## INSTRUCTIONS TO FOLLOW
Take each line containing the word "this" and copy it.

## DATASET ROWS
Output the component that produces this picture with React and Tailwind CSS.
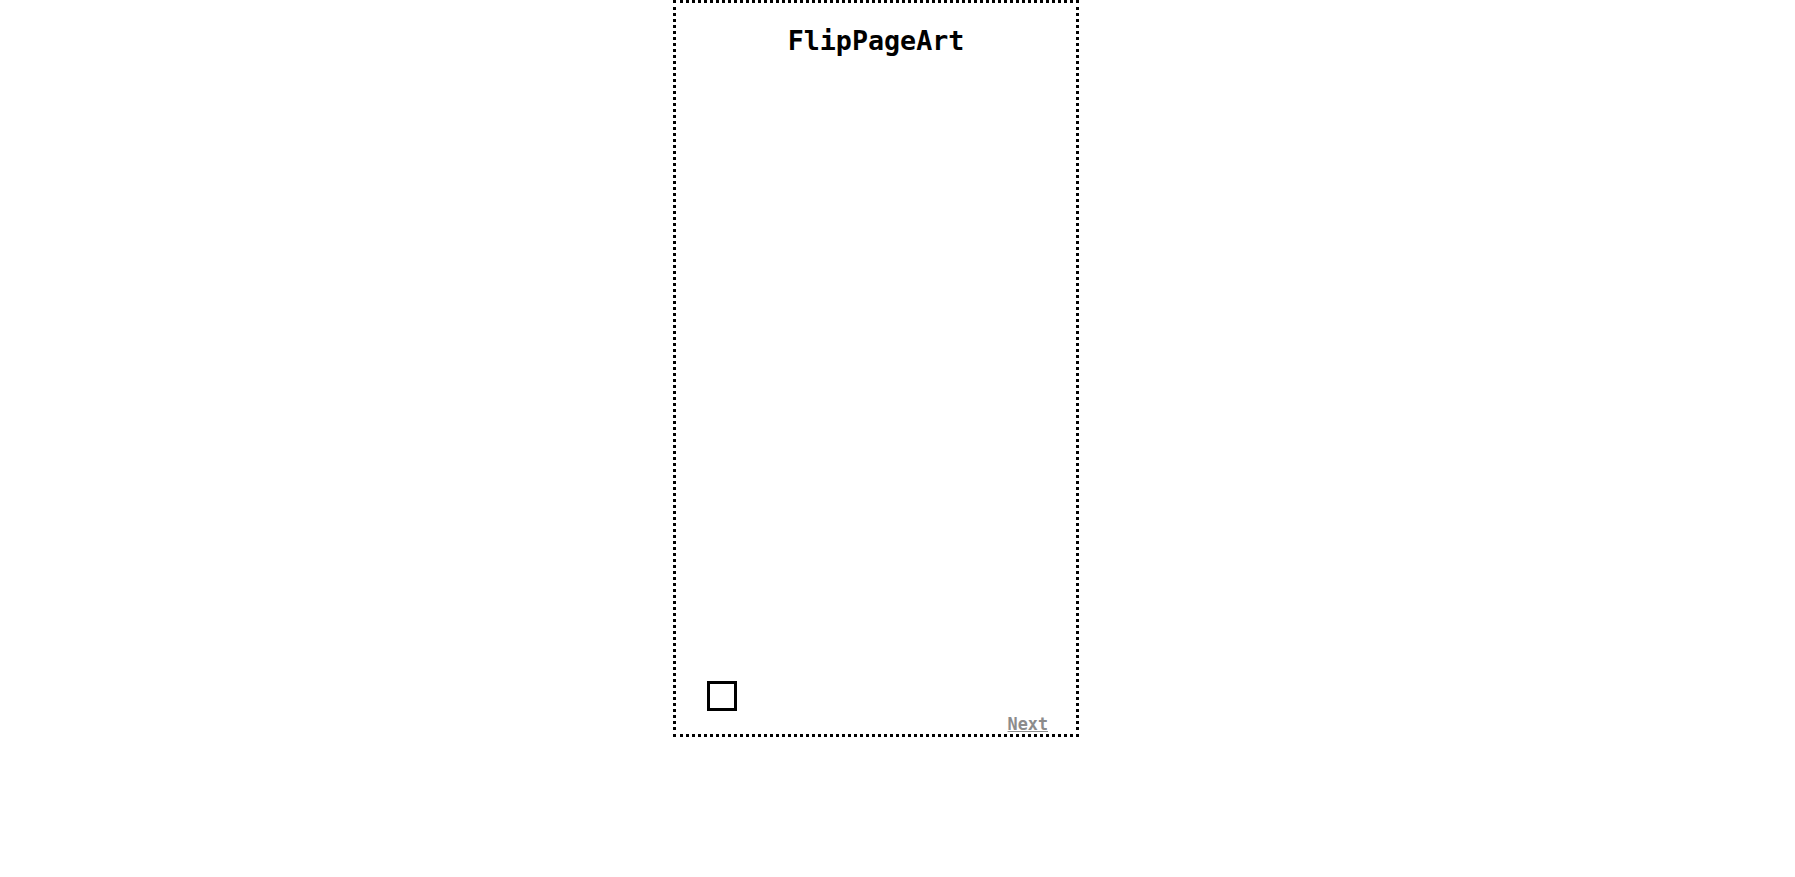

---

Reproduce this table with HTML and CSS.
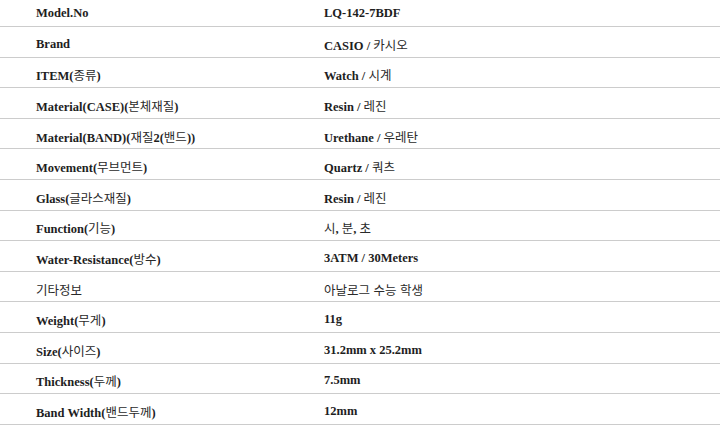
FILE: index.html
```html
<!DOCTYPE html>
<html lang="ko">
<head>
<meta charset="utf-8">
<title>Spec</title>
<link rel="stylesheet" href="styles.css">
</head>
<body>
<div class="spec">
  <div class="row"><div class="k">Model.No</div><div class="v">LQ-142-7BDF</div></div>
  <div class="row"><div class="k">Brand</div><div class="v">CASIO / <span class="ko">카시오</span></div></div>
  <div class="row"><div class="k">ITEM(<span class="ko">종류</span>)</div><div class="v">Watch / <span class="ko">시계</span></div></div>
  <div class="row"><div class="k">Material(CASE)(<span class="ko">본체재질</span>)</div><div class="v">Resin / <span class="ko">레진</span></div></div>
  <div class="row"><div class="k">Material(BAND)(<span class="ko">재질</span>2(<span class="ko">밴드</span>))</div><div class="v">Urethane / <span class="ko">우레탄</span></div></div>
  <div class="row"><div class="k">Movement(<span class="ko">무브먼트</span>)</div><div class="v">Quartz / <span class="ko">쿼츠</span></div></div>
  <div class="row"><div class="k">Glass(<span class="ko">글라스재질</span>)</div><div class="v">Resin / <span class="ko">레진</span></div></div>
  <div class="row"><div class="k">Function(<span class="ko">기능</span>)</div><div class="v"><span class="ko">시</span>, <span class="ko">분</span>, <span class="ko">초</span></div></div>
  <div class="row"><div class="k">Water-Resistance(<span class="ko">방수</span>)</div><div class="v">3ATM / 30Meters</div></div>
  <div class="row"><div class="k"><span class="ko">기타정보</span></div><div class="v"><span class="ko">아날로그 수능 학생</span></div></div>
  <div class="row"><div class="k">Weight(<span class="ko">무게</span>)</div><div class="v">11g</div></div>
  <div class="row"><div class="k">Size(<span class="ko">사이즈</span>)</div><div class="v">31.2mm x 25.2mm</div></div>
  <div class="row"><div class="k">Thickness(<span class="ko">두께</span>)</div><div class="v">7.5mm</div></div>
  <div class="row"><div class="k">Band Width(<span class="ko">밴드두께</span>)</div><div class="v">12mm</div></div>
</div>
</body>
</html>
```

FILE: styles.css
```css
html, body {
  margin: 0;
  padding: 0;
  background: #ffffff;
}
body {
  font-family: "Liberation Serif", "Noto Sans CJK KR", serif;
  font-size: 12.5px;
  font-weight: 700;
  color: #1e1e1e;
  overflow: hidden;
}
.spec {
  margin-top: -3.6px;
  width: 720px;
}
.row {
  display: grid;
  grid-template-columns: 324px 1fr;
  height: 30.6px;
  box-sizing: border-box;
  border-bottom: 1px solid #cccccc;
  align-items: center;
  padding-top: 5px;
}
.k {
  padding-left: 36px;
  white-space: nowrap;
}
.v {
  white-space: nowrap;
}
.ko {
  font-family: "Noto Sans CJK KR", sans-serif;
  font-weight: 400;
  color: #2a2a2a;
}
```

## TASK ANSWER
Output the component that produces this picture with React and Tailwind CSS.
Reproduce this table with HTML and CSS.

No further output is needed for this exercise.